I would have like to see the bill go a little further and eliminate “23 and out” for employees of short tenure as well as for new employees, but we couldn’t go too much further without running into successful lawsuits — the constitution limits our ability to break pension promises to employees. The constitution is not so strict as to health care — I feel we may have gone a touch too far in eliminating part B payments for retirees. The most elderly among these retirees tend to have very tight budgets.
The bill does not speak directly to revenue, but was negotiated against the backdrop of the dispute about the gas tax. Many of us, including me, were ready to vote to close the billion dollar annual funding gap for transportation infrastructure through a substantial increase in the gas tax. The Governor advocated a relatively modest gas tax increase, which would only address about half of the gap.

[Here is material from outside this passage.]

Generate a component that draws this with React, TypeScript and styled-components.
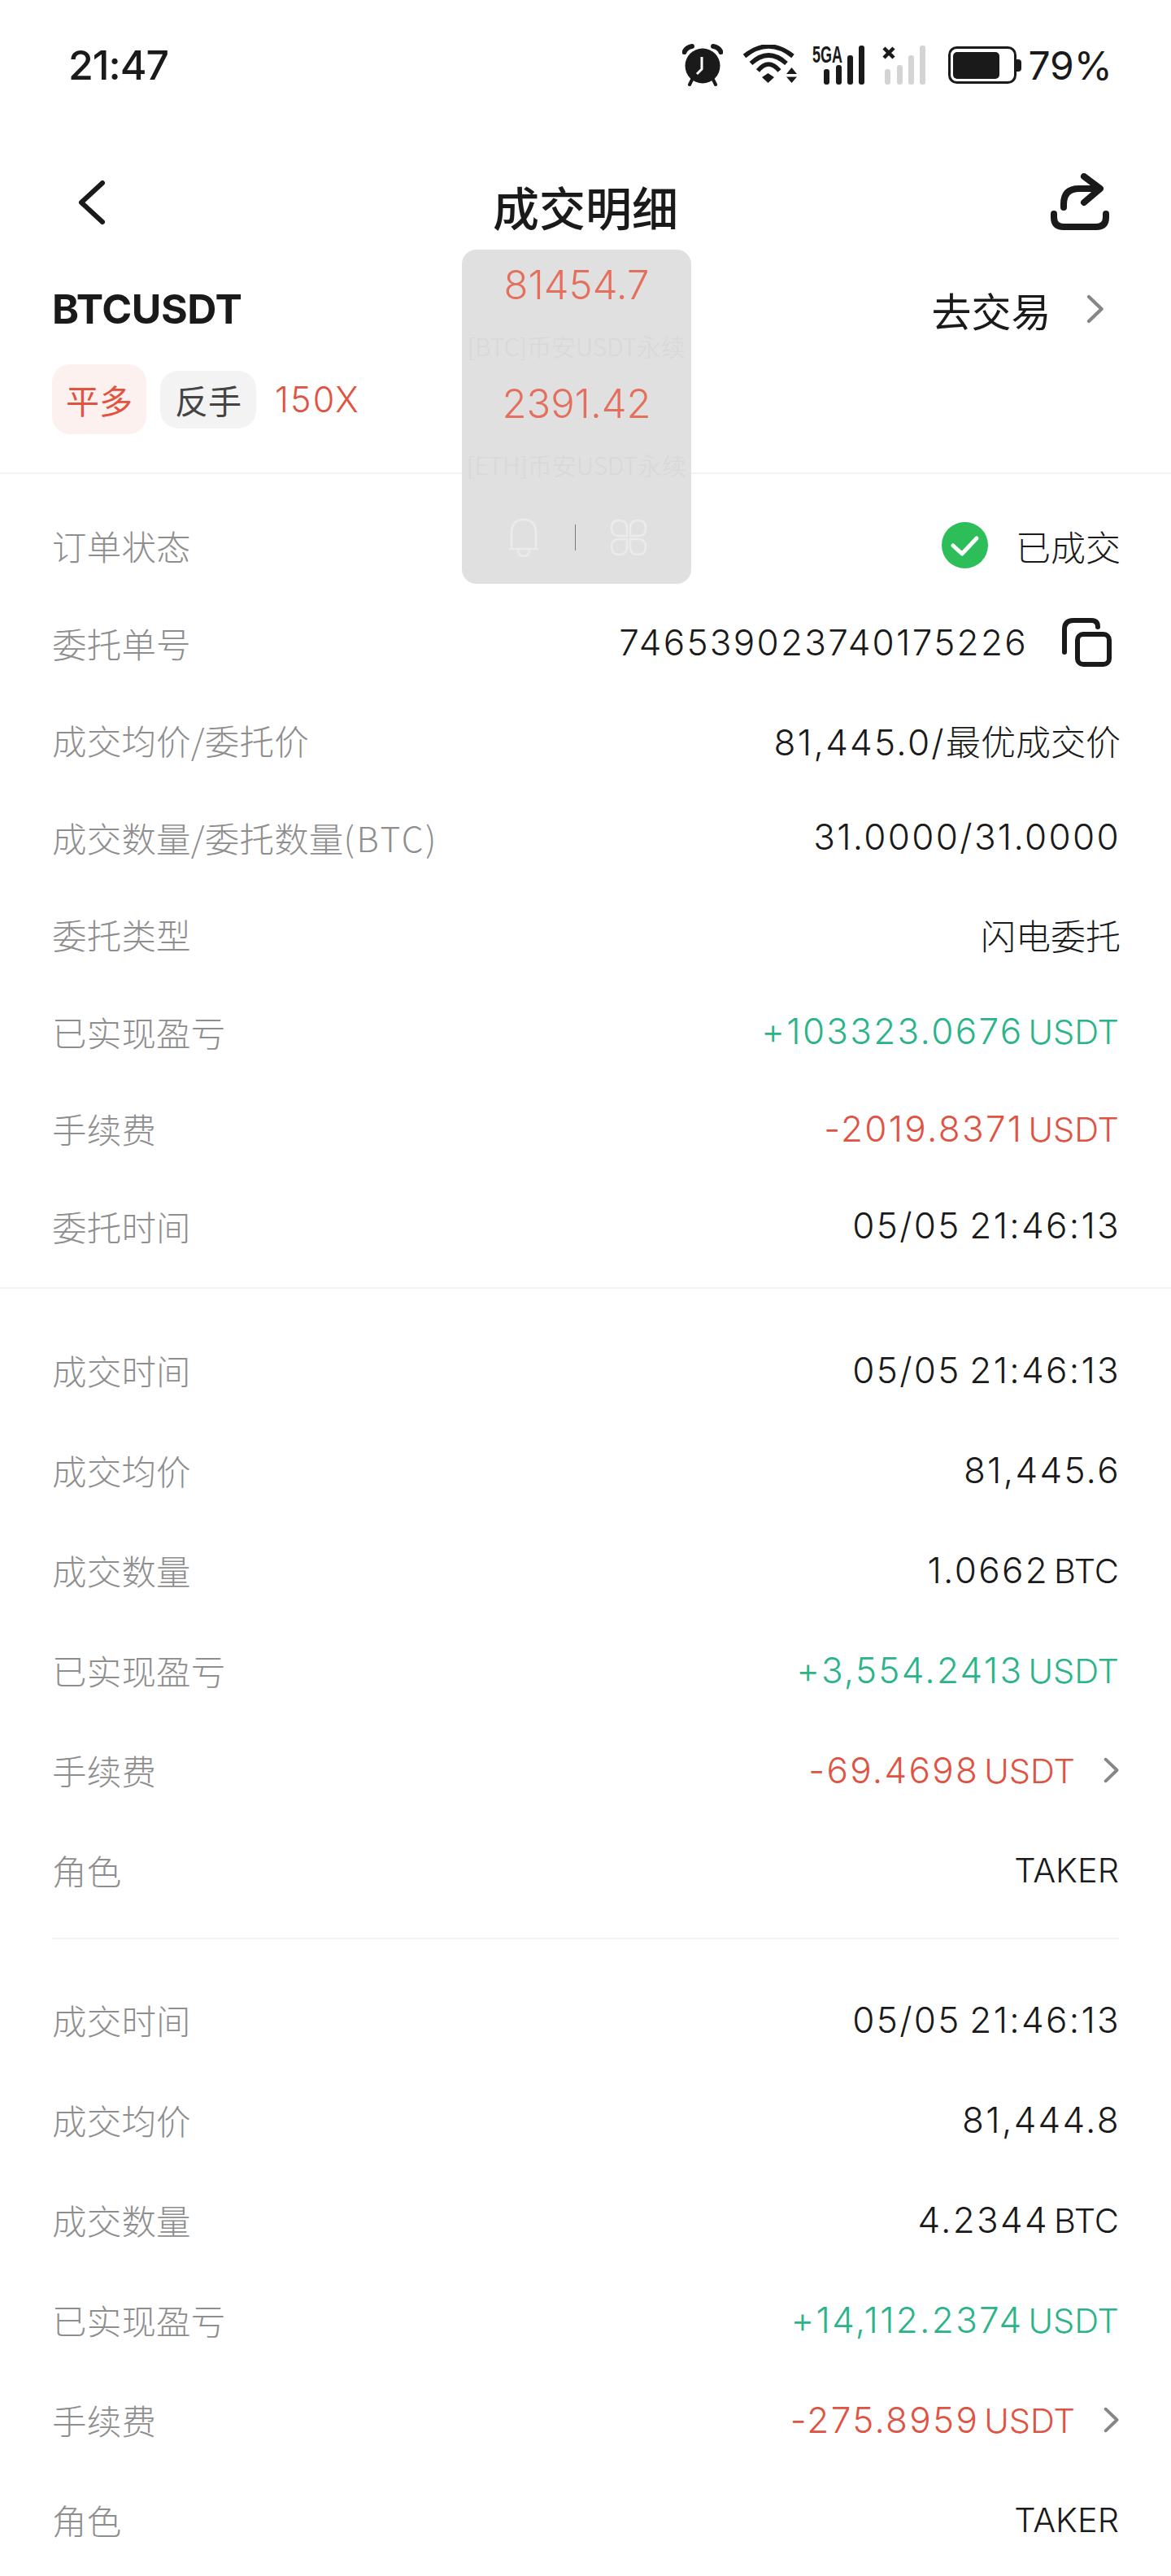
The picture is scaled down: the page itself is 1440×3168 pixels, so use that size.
import React from 'react'
import styled, { createGlobalStyle } from 'styled-components'

const GlobalStyle = createGlobalStyle`
  html, body {
    margin: 0;
    background: #fff;
  }
  body {
    width: 1440px;
    height: 3168px;
    overflow: hidden;
    font-family: Inter, 'Noto Sans CJK SC', sans-serif;
  }
`

const Page = styled.div`
  position: relative;
  width: 1440px;
  height: 3168px;
  overflow: hidden;
  background: #fff;
  color: #1a1a1a;
`

const StatusBar = styled.div`
  display: flex;
  align-items: center;
  justify-content: space-between;
  height: 60px;
  padding: 50px 72px 0 84px;
`

const Time = styled.span`
  font-size: 50px;
  font-weight: 500;
  letter-spacing: -1px;
`

const StatusIcons = styled.div`
  display: flex;
  align-items: center;
`

const IconGap = styled.span<{ $w: number }>`
  width: ${({ $w }) => $w}px;
`

const Percent = styled.span`
  font-size: 48px;
  font-weight: 400;
  margin-left: 8px;
`

const NavBar = styled.div`
  display: grid;
  grid-template-columns: 1fr auto 1fr;
  align-items: center;
  height: 72px;
  margin-top: 94px;
  padding: 0 76px;
`

const NavStart = styled.div`
  display: flex;
  padding-left: 20px;
`

const NavEnd = styled.div`
  display: flex;
  justify-content: flex-end;
`

const Title = styled.h1`
  margin: 8px 0 0;
  font-size: 57px;
  font-weight: 500;
  font-family: 'Noto Sans CJK SC', sans-serif;
`

const SymbolRow = styled.div`
  display: flex;
  align-items: center;
  justify-content: space-between;
  height: 60px;
  margin-top: 74px;
  padding: 0 82px 0 64px;
`

const Symbol = styled.span`
  font-size: 50px;
  font-weight: 700;
  letter-spacing: -0.4px;
`

const TradeLink = styled.span`
  display: flex;
  align-items: center;
  gap: 44px;
  font-size: 49px;
  font-family: 'Noto Sans CJK SC', sans-serif;
  font-weight: 400;
`

const TagRow = styled.div`
  display: flex;
  align-items: center;
  gap: 17px;
  height: 86px;
  margin-top: 38px;
  padding: 0 64px 47px;
`

const Tag = styled.span<{ $tone: 'red' | 'grey' }>`
  display: flex;
  align-items: center;
  justify-content: center;
  width: ${({ $tone }) => ($tone === 'red' ? 116 : 118)}px;
  height: ${({ $tone }) => ($tone === 'red' ? 86 : 71)}px;
  border-radius: 22px;
  font-size: 41px;
  font-family: 'Noto Sans CJK SC', sans-serif;
  font-weight: 400;
  color: ${({ $tone }) => ($tone === 'red' ? '#e2533f' : '#444')};
  background: ${({ $tone }) => ($tone === 'red' ? '#fdf1f0' : '#f3f3f3')};
`

const Leverage = styled.span`
  margin-left: 6px;
  font-size: 43px;
  font-weight: 300;
  letter-spacing: 2.2px;
  color: #e2533f;
`

const Section = styled.section<{ $top: number; $bottom: number }>`
  padding: ${({ $top, $bottom }) => `${$top}px 64px ${$bottom}px`};
`

const FullRule = styled.div`
  height: 2px;
  background: #f4f4f4;
`

const InsetRule = styled(FullRule)`
  margin: 0 64px;
`

const Row = styled.div<{ $height: number }>`
  display: flex;
  align-items: center;
  justify-content: space-between;
  height: ${({ $height }) => $height}px;
`

const Label = styled.span`
  font-size: 42.5px;
  font-weight: 300;
  letter-spacing: 0.2px;
  color: #8e8e8e;
  font-family: 'Noto Sans CJK SC', sans-serif;
`

const LabelLatin = styled.span`
  letter-spacing: 2.6px;
`

const Value = styled.span<{ $tone?: 'up' | 'down' }>`
  display: flex;
  align-items: baseline;
  margin-right: -2px;
  font-size: 44px;
  font-weight: 300;
  letter-spacing: 2.3px;
  word-spacing: -4px;
  white-space: nowrap;
  color: ${({ $tone }) => ($tone === 'up' ? '#2bb48a' : $tone === 'down' ? '#df5343' : '#1a1a1a')};
`

const Unit = styled.span`
  margin-left: 6px;
  margin-right: 2px;
  font-size: 41.5px;
  letter-spacing: 0;
`

const Cjk = styled.span`
  font-size: 43px;
  letter-spacing: 0;
  font-weight: 300;
  font-family: 'Noto Sans CJK SC', sans-serif;
`

const WithIcon = styled.span<{ $gap: number; $inset?: number }>`
  display: flex;
  align-items: center;
  gap: ${({ $gap }) => $gap}px;
  margin-right: ${({ $inset }) => $inset ?? 0}px;
`

const FloatPanel = styled.aside`
  position: absolute;
  left: 568px;
  top: 307px;
  display: flex;
  flex-direction: column;
  align-items: center;
  width: 282px;
  height: 411px;
  border-radius: 18px;
  background: #e0e0e0;
`

const Price = styled.div<{ $mt: number }>`
  margin-top: ${({ $mt }) => $mt}px;
  font-size: 49px;
  line-height: 60px;
  font-weight: 300;
  color: #e56f5d;
`

const PanelCaption = styled.div`
  margin-top: 24px;
  height: 40px;
  font-size: 30px;
  line-height: 40px;
  font-weight: 300;
  white-space: nowrap;
  color: #d8d8d8;
  font-family: 'Noto Sans CJK SC', sans-serif;
`

const PanelIcons = styled.div`
  display: flex;
  align-items: center;
  gap: 42px;
  margin-top: 46px;
`

const PanelSep = styled.i`
  width: 1px;
  height: 32px;
  background: #777;
`

const Alarm = () => (
  <svg width="50" height="52" viewBox="0 0 50 52">
    <circle cx="25" cy="27" r="21.5" fill="#1a1a1a" />
    <path d="M2.5 10 Q5 4 12 3 M47.5 10 Q45 4 38 3" fill="none" stroke="#1a1a1a" strokeWidth="6" strokeLinecap="round" />
    <path d="M12 44 L9 50 M38 44 L41 50" stroke="#1a1a1a" strokeWidth="4" strokeLinecap="round" />
    <path d="M24 16 V31 L18 37" fill="none" stroke="#fff" strokeWidth="3" />
  </svg>
)

const Wifi = () => (
  <svg width="68" height="50" viewBox="0 0 68 50" fill="none" stroke="#1a1a1a" strokeWidth="5.5">
    <path d="M2.5 14 Q32 -10 62 14" />
    <path d="M10.5 23 Q32 3 54 23" />
    <path d="M19 32 Q32 16 45.5 32" />
    <path d="M24 40 L31.5 35 L39 40 L31.5 47 Z" fill="#1a1a1a" stroke="none" />
    <path d="M54 36 L60.5 28 L67 36 Z M54 39.5 H67 L60.5 47 Z" fill="#1a1a1a" stroke="none" />
  </svg>
)

const SignalBars = ({ color, x }: { color: string; x: number }) => (
  <g fill={color} transform={`translate(${x} 0)`}>
    <rect x="0" y="30" width="7" height="19" rx="3" />
    <rect x="15" y="25" width="7" height="24" rx="3" />
    <rect x="29" y="13" width="7" height="36" rx="3" />
    <rect x="43" y="1" width="7" height="48" rx="3" />
  </g>
)

const Signal5G = () => (
  <svg width="64" height="58" viewBox="0 -4 64 58">
    <text x="0" y="22" fontFamily="Liberation Sans, sans-serif" fontWeight="700" fontSize="29" textLength="37" lengthAdjust="spacingAndGlyphs" fill="#1a1a1a">5GA</text>
    <SignalBars color="#1a1a1a" x={14} />
  </svg>
)

const SignalOff = () => (
  <svg width="53" height="50" viewBox="0 0 53 50">
    <SignalBars color="#d4d4d4" x={3} />
    <path d="M2 4 L14 16 M14 4 L2 16" stroke="#1a1a1a" strokeWidth="4.5" />
  </svg>
)

const Battery = () => (
  <svg width="90" height="46" viewBox="0 0 90 46">
    <rect x="1.5" y="1.5" width="81" height="43" rx="9" fill="none" stroke="#1a1a1a" strokeWidth="3" />
    <rect x="6" y="7" width="57" height="33" rx="5" fill="#1a1a1a" />
    <path d="M84 16 h2 a4 4 0 0 1 4 4 v7 a4 4 0 0 1 -4 4 h-2 Z" fill="#1a1a1a" />
  </svg>
)

const BackIcon = () => (
  <svg width="34" height="56" viewBox="0 0 34 56" fill="none" stroke="#1a1a1a" strokeWidth="6" strokeLinecap="round" strokeLinejoin="round">
    <path d="M30 4 L4 28 L30 52" />
  </svg>
)

const ShareIcon = () => (
  <svg width="72" height="72" viewBox="0 0 72 72" fill="none" stroke="#1a1a1a" strokeWidth="8" strokeLinecap="round" strokeLinejoin="round">
    <path d="M4 50 V54 Q4 66 16 66 H56 Q68 66 68 54 V50" />
    <path d="M16 42 V38 Q16 19 35 19 H60" />
    <path d="M41 4 L61 19 L41 36" />
  </svg>
)

const Chevron = ({ size = 32, color = '#868686' }: { size?: number; color?: string }) => (
  <svg width={size * 0.6} height={size} viewBox="0 0 18 30" fill="none" stroke={color} strokeWidth="3.6" strokeLinecap="round" strokeLinejoin="round">
    <path d="M2.5 2.5 L15.5 15 L2.5 27.5" />
  </svg>
)

const CheckBadge = () => (
  <svg width="57" height="57" viewBox="0 0 57 57">
    <circle cx="28.5" cy="28.5" r="28.5" fill="#2dbe5a" />
    <path d="M14 29 L25 39 L43 20" fill="none" stroke="#fff" strokeWidth="5" strokeLinecap="round" strokeLinejoin="round" />
  </svg>
)

const CopyIcon = () => (
  <svg width="61" height="60" viewBox="0 0 61 60" fill="none" stroke="#1a1a1a" strokeWidth="6" strokeLinecap="round">
    <path d="M3 42 V14 Q3 3 14 3 H36 Q44 3 44 11" />
    <rect x="19" y="20" width="39" height="37" rx="7" />
  </svg>
)

const BellIcon = () => (
  <svg width="42" height="48" viewBox="0 0 42 48" fill="none" stroke="#ebebeb" strokeWidth="2.5" strokeLinejoin="round">
    <path d="M3 38 H39 M6 38 V19 Q6 2 21 2 Q36 2 36 19 V38" />
    <path d="M14 39 Q14 47 21 47 Q28 47 28 39" />
  </svg>
)

const GridIcon = () => (
  <svg width="46" height="46" viewBox="0 0 46 46" fill="none" stroke="#ebebeb" strokeWidth="2.5">
    <path d="M21 21 H11 Q2 21 2 12 Q2 2 11 2 Q21 2 21 11 Z" />
    <path d="M25 21 H35 Q44 21 44 12 Q44 2 35 2 Q25 2 25 11 Z" />
    <path d="M21 25 H11 Q2 25 2 34 Q2 44 11 44 Q21 44 21 35 Z" />
    <path d="M25 25 H35 Q44 25 44 34 Q44 44 35 44 Q25 44 25 35 Z" />
  </svg>
)

type Fill = { time: string; avg: string; qty: string; pnl: string; fee: string }

const fills: Fill[] = [
  { time: '05/05 21:46:13', avg: '81,445.6', qty: '1.0662', pnl: '+3,554.2413', fee: '-69.4698' },
  { time: '05/05 21:46:13', avg: '81,444.8', qty: '4.2344', pnl: '+14,112.2374', fee: '-275.8959' }
]

const FillRows = ({ fill }: { fill: Fill }) => (
  <>
    <Row $height={123}><Label>成交时间</Label><Value>{fill.time}</Value></Row>
    <Row $height={123}><Label>成交均价</Label><Value>{fill.avg}</Value></Row>
    <Row $height={123}><Label>成交数量</Label><Value>{fill.qty}<Unit>BTC</Unit></Value></Row>
    <Row $height={123}><Label>已实现盈亏</Label><Value $tone="up">{fill.pnl}<Unit>USDT</Unit></Value></Row>
    <Row $height={123}>
      <Label>手续费</Label>
      <WithIcon $gap={35}><Value $tone="down">{fill.fee}<Unit>USDT</Unit></Value><Chevron /></WithIcon>
    </Row>
    <Row $height={123}><Label>角色</Label><Value><Unit>TAKER</Unit></Value></Row>
  </>
)

export default function App() {
  return (
    <Page>
      <GlobalStyle />
      <StatusBar>
        <Time>21:47</Time>
        <StatusIcons>
          <Alarm />
          <IconGap $w={24} />
          <Wifi />
          <IconGap $w={18} />
          <Signal5G />
          <IconGap $w={22} />
          <SignalOff />
          <IconGap $w={28} />
          <Battery />
          <Percent>79%</Percent>
        </StatusIcons>
      </StatusBar>

      <NavBar>
        <NavStart><BackIcon /></NavStart>
        <Title>成交明细</Title>
        <NavEnd><ShareIcon /></NavEnd>
      </NavBar>

      <SymbolRow>
        <Symbol>BTCUSDT</Symbol>
        <TradeLink>去交易<Chevron size={36} /></TradeLink>
      </SymbolRow>
      <TagRow>
        <Tag $tone="red">平多</Tag>
        <Tag $tone="grey">反手</Tag>
        <Leverage>150X</Leverage>
      </TagRow>
      <FullRule />

      <Section $top={28} $bottom={16}>
        <Row $height={119.5}>
          <Label>订单状态</Label>
          <WithIcon $gap={34}><CheckBadge /><Value><Cjk>已成交</Cjk></Value></WithIcon>
        </Row>
        <Row $height={119.5}>
          <Label>委托单号</Label>
          <WithIcon $gap={44} $inset={9}><Value>746539023740175226</Value><CopyIcon /></WithIcon>
        </Row>
        <Row $height={119.5}><Label>成交均价/委托价</Label><Value>81,445.0/<Cjk>最优成交价</Cjk></Value></Row>
        <Row $height={119.5}><Label>成交数量/委托数量<LabelLatin>(BTC)</LabelLatin></Label><Value>31.0000/31.0000</Value></Row>
        <Row $height={119.5}><Label>委托类型</Label><Value><Cjk>闪电委托</Cjk></Value></Row>
        <Row $height={119.5}><Label>已实现盈亏</Label><Value $tone="up">+103323.0676<Unit>USDT</Unit></Value></Row>
        <Row $height={119.5}><Label>手续费</Label><Value $tone="down">-2019.8371<Unit>USDT</Unit></Value></Row>
        <Row $height={119.5}><Label>委托时间</Label><Value>05/05 21:46:13</Value></Row>
      </Section>
      <FullRule />

      <Section $top={38} $bottom={22}>
        <FillRows fill={fills[0]} />
      </Section>
      <InsetRule />
      <Section $top={37} $bottom={0}>
        <FillRows fill={fills[1]} />
      </Section>

      <FloatPanel>
        <Price $mt={14}>81454.7</Price>
        <PanelCaption>[BTC]币安USDT永续</PanelCaption>
        <Price $mt={22}>2391.42</Price>
        <PanelCaption>[ETH]币安USDT永续</PanelCaption>
        <PanelIcons>
          <BellIcon />
          <PanelSep />
          <GridIcon />
        </PanelIcons>
      </FloatPanel>
    </Page>
  )
}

For now, it seems that the legislature’s vote to increase the sales tax and dedicate a portion of the proceeds towards gap closing is the end of the story. (We expect to finalize this tax vote tomorrow as part of the budget.) The amount committed should suffice to avoid toll and far increases, at least for this year. The sales tax increase raises about the same as the Governor’s package of gas and sin taxes, but allows more of the revenue to be used to partially counter the effects of the recession on the state’s budget. The tax votes are not pretty from any angle, but I accept the judgment of House leadership that the sales tax was the only way forward that had the necessary votes.